Tijdens het belangrijkste handelsseizoen begaf de Profeet, vrede zij met hem, zich onder de stammen die vanwege dit seizoen samenkwamen en hij zei met luide stem tegen hen: “Zeg La ilaha illallaah tuflihoe.” Wat betekent: “Zeg dat er geen andere God is dan Allah en jullie zullen winnen.” Aboe Lahab volgde hem altijd en zei nadat hij deze oproep deed: “Geloof hem niet.”
De Profeet, ﷺ moge Allah zijn eer en rang verhogen, bracht de mensen het goede nieuws van de grote beloning voor degenen die geloofden. Maar hij waarschuwde ook degenen die niet geloven voor een zware marteling in het Hiernamaals.
De schade van de Qoereisj:
In het begin van de Oproep van de Profeet geloofden slechts een paar mensen in hem, en de meerderheid van de mensen deed afstand van zijn Oproep en ontkende zijn Profeetschap.
De godslasteraars van de Qoereisj waren tegen de oproep tot de Islam en vielen de Profeet en de Moslims op vele manieren lastig. De Profeet, ﷺ moge Allah zijn eer en rang verhogen, werd persoonlijk geschaad, samen met zijn onderdrukte volgelingen.
De schade en onderdrukking waren ernstig en gewelddadig en namen toe na de dood van de oom van de Profeet, Aboe Talib, en zijn vrouw Gadiedja, moge Allah haar rang verhogen.
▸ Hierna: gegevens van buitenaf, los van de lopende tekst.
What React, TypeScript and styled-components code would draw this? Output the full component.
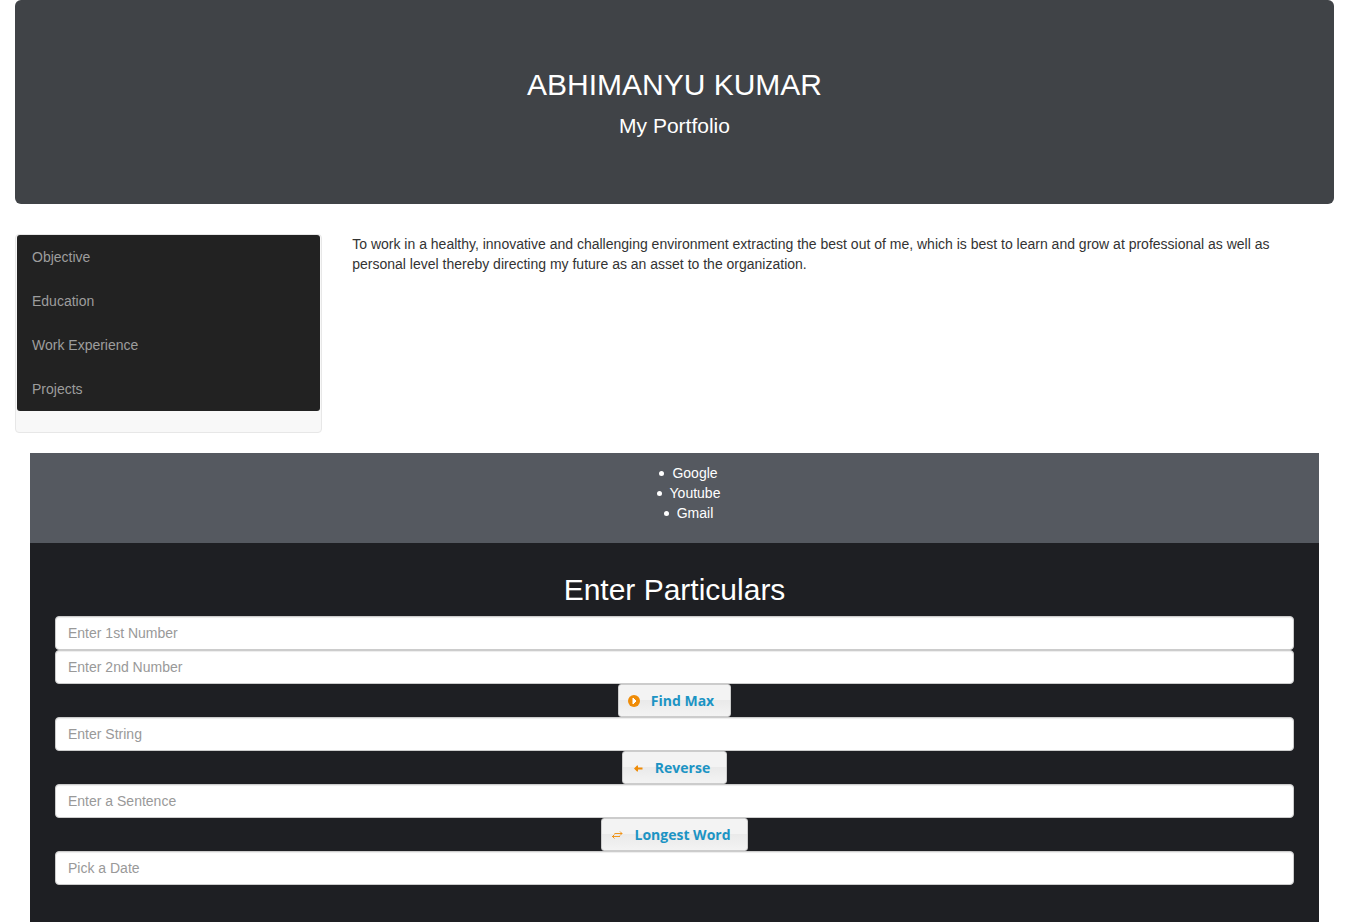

Op een dag, terwijl de Profeet, ﷺ moge Allah zijn eer en rang verhogen, neerknielde tijdens het bidden, gooiden de godslasteraars het vruchtvlies van een kameel naar hem. Zijn dochter Fatima, moge Allah haar rang verhogen, haastte zich en nam het van zijn rug af en keurde deze handeling van de godslasteraars af.
Bilal, de zoon van Rabaah al-Habashiey, werd gemarteld onder de brandende hitte van de zon op het brandende zand van de woestijn. Ze legden stenen op zijn borst tijdens de hete middagtijd.
Soemayyah, de moeder van ^Ammaar, en haar man Yasir stierven als martelaren omdat ze zich niet hadden onderworpen aan de wensen van de godslasteraars van de Qoereisj. Ze volhardden hardnekkig om hun geloofsgetuigenis niet in te trekken; ^Ammaar, de zoon van Yasir, werd ook gemarteld.
Op een dag durfde een persoon met de naam ^Oeqbah naar de Profeet te komen, ﷺ moge Allah zijn eer en rang verhogen. Deze man greep de Profeet bij zijn schouders en wurgde hem heel krachtig totdat Aboe Bakr kwam en hem tegenhield en zei, wat betekent: “Wil je een man doden die zegt dat Allah mijn Heer is en die bewijzen van Allah heeft geleverd?”
De Profeet en zijn metgezellen die in hem geloofden, hebben de verkeerde handelingen van de godslasteraars verdragen en getolereerd door standvastig te blijven op het pad van de Islam en te handelen in overeenstemming met wat hen van zijn regels is opgelegd.